Show each line that has the string "with" in it.

BEGIN Provided data

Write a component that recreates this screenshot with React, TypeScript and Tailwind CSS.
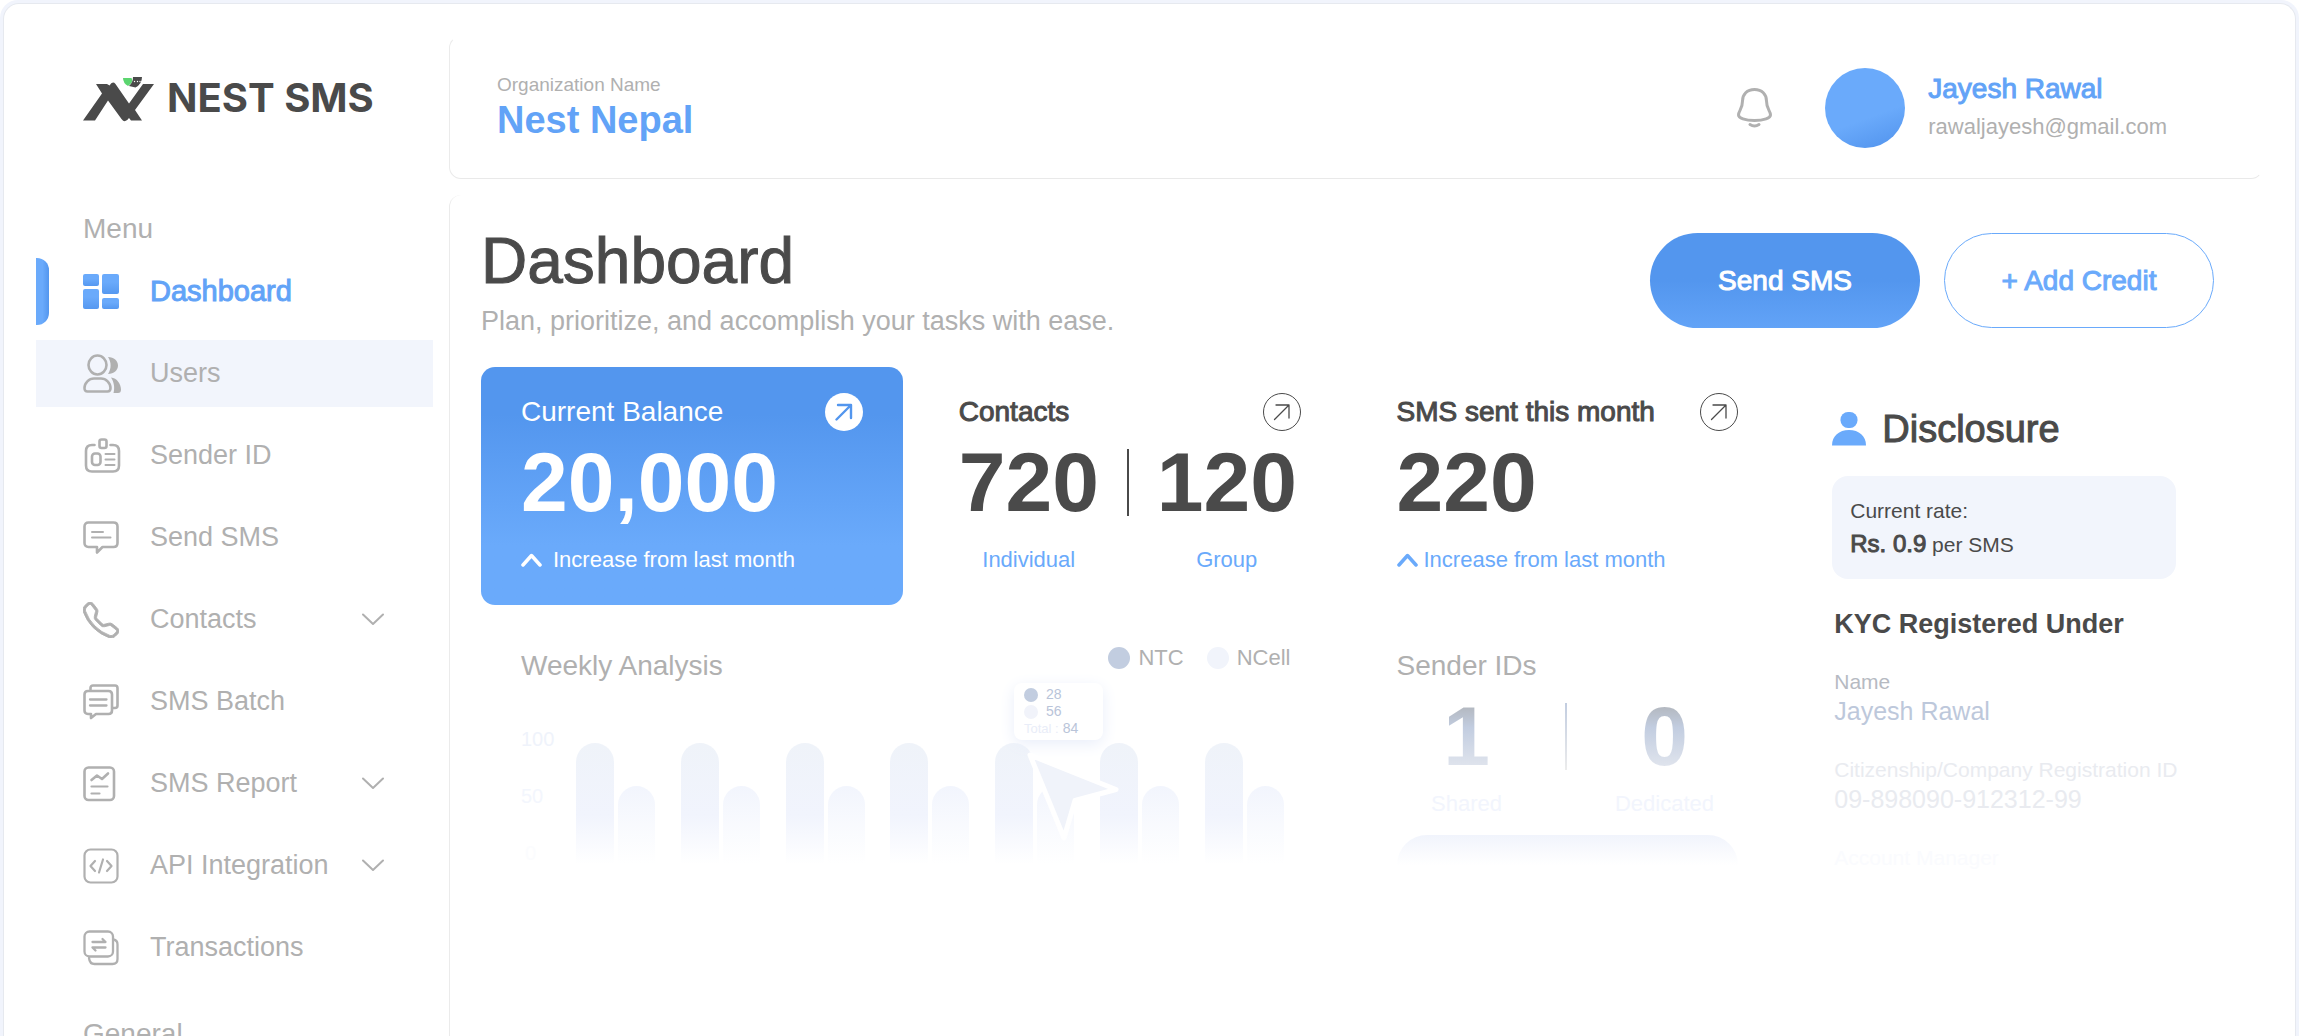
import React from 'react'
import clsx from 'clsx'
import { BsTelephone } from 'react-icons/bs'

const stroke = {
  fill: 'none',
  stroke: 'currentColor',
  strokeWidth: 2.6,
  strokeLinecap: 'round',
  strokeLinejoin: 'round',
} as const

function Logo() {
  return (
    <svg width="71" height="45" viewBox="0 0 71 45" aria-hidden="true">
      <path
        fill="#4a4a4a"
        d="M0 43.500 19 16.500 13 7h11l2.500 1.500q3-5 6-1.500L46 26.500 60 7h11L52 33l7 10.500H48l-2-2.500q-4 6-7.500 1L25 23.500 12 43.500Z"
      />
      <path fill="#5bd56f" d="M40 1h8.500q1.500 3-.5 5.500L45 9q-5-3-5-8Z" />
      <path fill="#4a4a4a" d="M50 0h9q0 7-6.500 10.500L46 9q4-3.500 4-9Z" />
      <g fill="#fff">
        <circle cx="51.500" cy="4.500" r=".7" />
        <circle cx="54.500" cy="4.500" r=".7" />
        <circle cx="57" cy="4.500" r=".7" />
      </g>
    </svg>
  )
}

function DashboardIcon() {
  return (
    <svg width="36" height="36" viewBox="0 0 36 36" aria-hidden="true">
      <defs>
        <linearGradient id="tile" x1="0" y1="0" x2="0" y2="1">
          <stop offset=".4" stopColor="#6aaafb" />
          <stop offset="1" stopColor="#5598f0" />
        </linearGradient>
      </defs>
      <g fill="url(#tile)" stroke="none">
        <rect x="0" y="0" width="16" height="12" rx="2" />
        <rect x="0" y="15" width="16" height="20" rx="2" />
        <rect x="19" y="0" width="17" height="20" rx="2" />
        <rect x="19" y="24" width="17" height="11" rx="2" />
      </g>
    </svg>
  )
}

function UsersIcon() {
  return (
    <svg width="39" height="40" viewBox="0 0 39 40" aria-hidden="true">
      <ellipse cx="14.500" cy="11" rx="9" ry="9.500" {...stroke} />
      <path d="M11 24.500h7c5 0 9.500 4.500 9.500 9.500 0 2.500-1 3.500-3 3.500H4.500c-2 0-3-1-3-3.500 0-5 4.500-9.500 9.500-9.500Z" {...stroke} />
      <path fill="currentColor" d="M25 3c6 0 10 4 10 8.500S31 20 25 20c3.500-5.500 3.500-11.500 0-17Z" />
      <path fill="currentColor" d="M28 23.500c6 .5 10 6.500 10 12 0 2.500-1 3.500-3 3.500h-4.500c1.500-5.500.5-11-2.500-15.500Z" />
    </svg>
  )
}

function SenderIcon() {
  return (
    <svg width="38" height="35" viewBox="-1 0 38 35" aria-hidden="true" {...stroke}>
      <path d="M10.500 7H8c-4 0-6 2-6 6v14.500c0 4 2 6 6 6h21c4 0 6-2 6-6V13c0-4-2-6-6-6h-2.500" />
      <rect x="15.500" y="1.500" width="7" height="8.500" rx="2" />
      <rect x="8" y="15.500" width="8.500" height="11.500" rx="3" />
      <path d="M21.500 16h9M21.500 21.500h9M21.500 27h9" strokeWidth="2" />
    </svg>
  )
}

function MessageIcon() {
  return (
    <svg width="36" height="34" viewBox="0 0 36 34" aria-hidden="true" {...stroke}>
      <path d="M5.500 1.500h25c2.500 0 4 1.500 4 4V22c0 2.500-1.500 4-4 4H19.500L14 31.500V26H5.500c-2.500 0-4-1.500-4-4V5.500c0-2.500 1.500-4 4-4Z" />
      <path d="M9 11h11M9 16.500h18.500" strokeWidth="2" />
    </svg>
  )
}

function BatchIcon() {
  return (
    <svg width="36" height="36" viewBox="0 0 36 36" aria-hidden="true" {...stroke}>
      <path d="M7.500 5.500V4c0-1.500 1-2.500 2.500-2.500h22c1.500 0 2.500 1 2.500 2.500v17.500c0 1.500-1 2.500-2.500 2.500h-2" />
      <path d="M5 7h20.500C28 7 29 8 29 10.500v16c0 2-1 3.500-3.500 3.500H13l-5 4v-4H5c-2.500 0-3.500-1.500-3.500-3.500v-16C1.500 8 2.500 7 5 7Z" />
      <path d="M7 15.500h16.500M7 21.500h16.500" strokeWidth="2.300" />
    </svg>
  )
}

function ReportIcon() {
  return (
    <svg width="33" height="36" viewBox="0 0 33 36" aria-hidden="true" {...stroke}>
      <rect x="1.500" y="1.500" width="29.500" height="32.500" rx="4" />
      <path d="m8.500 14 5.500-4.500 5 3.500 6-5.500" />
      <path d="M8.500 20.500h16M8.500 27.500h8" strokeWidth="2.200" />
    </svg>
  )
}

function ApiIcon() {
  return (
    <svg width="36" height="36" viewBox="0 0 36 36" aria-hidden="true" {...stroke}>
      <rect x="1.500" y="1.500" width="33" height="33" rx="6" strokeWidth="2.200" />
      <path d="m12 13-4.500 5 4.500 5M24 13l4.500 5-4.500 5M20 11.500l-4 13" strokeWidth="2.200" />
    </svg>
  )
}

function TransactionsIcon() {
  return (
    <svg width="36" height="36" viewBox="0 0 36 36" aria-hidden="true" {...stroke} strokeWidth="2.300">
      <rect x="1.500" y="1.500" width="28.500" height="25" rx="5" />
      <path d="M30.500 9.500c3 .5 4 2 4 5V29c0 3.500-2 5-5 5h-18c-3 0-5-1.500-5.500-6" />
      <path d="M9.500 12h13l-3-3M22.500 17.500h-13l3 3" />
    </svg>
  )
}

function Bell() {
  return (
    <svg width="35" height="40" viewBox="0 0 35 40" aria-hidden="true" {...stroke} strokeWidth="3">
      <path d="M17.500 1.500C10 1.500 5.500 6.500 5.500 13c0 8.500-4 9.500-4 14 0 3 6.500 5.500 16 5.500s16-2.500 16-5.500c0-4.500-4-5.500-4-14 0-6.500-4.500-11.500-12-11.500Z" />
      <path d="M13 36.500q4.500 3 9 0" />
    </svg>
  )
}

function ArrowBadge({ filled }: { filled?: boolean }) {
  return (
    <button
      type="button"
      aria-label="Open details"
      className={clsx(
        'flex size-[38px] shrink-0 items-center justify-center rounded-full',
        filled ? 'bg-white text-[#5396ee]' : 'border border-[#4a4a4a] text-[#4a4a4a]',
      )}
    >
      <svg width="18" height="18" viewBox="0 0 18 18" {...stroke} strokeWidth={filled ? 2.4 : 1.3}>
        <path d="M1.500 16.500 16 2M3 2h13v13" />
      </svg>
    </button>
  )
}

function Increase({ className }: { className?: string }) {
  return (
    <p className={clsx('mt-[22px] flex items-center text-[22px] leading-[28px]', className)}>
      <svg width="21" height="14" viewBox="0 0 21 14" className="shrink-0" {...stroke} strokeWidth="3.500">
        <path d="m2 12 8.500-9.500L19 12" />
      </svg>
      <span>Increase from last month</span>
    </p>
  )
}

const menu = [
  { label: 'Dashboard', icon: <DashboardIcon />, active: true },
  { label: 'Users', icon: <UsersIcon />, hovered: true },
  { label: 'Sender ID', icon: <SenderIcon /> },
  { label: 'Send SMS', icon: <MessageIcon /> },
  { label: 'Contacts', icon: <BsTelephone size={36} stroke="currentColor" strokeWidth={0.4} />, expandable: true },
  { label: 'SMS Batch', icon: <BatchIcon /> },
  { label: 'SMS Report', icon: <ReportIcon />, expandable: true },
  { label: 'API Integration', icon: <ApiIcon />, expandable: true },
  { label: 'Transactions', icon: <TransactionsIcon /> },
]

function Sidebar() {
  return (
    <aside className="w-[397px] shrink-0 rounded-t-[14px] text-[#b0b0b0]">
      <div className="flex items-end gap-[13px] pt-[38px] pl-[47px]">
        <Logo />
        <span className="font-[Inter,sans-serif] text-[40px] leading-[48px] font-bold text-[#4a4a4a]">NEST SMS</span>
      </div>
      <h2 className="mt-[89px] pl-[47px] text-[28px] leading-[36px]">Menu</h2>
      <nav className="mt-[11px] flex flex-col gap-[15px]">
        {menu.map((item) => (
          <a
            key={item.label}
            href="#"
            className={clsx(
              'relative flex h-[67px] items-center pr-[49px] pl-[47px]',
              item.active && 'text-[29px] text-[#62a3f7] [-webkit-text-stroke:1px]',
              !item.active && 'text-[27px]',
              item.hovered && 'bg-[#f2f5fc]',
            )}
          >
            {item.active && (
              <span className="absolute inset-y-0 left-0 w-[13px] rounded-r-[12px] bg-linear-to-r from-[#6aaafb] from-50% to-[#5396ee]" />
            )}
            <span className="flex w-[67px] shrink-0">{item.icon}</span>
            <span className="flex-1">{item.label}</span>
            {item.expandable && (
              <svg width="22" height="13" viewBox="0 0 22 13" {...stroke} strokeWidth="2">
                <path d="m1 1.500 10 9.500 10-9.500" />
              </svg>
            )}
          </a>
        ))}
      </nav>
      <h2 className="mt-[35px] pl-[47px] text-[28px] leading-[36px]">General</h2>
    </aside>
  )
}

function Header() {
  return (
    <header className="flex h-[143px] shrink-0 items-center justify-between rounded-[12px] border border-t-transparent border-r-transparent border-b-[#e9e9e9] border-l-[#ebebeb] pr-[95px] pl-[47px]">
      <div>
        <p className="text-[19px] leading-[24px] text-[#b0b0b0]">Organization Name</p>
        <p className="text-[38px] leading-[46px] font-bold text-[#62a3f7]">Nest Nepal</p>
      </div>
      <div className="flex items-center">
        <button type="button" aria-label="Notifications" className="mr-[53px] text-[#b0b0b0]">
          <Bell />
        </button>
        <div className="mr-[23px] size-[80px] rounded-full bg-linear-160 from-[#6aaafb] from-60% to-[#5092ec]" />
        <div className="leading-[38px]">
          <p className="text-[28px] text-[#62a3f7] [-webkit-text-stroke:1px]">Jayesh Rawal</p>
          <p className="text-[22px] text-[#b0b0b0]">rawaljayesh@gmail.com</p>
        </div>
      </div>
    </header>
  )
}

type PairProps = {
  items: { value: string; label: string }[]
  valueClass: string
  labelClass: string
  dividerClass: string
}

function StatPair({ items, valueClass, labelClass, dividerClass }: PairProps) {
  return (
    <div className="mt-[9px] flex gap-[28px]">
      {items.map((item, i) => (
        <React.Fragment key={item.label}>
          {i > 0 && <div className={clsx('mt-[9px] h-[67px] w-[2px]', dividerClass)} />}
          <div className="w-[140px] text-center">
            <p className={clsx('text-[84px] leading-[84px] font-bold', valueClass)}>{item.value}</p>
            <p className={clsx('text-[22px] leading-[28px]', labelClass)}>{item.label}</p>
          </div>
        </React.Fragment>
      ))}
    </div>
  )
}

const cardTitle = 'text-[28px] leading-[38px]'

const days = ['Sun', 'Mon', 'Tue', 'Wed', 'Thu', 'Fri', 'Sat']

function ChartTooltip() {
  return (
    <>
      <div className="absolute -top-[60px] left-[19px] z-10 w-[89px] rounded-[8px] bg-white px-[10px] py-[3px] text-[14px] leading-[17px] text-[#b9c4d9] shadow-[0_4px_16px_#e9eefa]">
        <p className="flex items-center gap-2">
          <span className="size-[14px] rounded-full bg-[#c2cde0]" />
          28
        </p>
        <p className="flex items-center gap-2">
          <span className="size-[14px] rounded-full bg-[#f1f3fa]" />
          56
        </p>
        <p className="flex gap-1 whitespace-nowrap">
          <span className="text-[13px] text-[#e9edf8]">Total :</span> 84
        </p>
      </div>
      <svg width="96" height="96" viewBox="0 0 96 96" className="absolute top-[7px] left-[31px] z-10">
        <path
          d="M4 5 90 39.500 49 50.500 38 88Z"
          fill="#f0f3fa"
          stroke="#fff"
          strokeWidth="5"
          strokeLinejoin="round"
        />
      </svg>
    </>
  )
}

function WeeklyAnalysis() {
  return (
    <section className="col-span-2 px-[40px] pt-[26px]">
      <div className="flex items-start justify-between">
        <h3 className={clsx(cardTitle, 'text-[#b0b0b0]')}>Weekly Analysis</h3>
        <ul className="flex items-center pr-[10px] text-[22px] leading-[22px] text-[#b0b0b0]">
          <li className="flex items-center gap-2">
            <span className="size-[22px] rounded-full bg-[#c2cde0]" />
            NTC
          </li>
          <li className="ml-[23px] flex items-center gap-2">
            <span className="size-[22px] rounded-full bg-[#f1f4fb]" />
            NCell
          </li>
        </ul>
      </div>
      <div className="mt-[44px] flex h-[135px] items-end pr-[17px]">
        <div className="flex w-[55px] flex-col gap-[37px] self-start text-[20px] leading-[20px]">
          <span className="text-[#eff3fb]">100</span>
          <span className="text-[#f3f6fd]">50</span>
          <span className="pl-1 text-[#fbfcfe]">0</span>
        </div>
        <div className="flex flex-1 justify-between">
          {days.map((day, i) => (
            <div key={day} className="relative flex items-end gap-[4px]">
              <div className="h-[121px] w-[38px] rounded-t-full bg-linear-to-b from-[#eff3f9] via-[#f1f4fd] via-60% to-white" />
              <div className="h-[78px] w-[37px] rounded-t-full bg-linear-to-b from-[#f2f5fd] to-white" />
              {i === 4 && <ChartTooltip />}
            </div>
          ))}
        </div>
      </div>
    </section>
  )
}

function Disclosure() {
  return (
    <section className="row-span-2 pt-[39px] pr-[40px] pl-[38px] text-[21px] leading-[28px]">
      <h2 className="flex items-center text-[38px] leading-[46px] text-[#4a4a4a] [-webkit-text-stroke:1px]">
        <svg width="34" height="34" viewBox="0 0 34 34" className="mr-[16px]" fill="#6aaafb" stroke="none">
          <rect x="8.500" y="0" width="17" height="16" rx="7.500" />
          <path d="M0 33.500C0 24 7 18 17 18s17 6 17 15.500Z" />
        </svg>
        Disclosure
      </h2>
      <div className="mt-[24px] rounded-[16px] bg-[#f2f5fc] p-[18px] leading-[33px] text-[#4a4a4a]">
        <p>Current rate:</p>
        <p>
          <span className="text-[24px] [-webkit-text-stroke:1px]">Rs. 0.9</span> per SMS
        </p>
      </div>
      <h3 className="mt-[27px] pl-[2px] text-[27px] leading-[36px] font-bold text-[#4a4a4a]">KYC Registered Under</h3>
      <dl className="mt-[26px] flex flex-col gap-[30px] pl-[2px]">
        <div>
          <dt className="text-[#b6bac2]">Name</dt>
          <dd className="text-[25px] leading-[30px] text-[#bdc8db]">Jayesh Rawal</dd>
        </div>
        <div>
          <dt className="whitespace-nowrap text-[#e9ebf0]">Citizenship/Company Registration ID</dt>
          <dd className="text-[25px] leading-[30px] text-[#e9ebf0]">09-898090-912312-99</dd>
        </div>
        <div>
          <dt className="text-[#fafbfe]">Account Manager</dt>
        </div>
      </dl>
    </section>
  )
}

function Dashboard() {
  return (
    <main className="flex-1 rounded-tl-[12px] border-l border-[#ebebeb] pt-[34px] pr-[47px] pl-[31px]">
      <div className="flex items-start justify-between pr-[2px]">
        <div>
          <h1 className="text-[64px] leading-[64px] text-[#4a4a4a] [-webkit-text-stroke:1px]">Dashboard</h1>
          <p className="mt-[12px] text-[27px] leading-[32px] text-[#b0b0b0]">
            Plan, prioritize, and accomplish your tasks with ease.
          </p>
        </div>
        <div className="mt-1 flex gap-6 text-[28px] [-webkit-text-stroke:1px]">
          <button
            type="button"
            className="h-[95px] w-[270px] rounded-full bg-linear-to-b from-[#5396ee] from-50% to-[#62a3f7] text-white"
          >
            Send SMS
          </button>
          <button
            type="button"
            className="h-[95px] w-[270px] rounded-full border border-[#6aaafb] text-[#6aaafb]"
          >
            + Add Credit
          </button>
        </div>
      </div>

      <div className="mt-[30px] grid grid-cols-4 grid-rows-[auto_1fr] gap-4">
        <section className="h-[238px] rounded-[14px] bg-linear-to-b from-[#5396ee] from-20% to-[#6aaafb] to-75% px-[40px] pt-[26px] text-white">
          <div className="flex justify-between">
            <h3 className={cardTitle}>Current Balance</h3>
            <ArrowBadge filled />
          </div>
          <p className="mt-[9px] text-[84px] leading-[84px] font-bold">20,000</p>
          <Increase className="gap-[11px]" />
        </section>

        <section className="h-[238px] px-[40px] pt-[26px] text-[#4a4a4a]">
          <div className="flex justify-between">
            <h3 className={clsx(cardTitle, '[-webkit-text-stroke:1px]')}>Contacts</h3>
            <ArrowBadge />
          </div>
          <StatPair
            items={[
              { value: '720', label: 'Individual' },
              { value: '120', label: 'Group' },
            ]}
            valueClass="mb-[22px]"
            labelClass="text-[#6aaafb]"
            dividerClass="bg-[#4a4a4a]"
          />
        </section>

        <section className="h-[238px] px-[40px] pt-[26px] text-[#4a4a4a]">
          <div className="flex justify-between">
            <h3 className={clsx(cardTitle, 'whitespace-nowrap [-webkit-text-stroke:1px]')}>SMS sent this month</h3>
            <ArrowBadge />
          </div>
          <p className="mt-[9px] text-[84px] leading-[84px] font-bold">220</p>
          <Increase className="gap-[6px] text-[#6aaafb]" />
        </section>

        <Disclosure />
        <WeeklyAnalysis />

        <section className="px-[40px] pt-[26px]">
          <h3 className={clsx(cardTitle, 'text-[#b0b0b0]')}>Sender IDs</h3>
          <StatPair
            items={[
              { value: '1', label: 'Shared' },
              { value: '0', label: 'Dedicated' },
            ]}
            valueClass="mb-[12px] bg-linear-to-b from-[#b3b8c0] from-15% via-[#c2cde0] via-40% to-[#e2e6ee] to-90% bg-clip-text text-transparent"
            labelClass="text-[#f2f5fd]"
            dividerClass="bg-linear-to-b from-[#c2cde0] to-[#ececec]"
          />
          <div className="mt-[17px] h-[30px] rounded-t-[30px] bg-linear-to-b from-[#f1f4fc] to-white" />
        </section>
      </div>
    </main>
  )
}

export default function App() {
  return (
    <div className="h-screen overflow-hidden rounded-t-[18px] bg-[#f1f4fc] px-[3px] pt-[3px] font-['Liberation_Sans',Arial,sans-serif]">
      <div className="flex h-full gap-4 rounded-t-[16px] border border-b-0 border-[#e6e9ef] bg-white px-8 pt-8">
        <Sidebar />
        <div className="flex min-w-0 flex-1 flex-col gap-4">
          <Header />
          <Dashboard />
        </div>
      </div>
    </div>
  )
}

END Provided data

• Response to this task:
Write a component that recreates this screenshot with React, TypeScript and Tailwind CSS.
            Plan, prioritize, and accomplish your tasks with ease.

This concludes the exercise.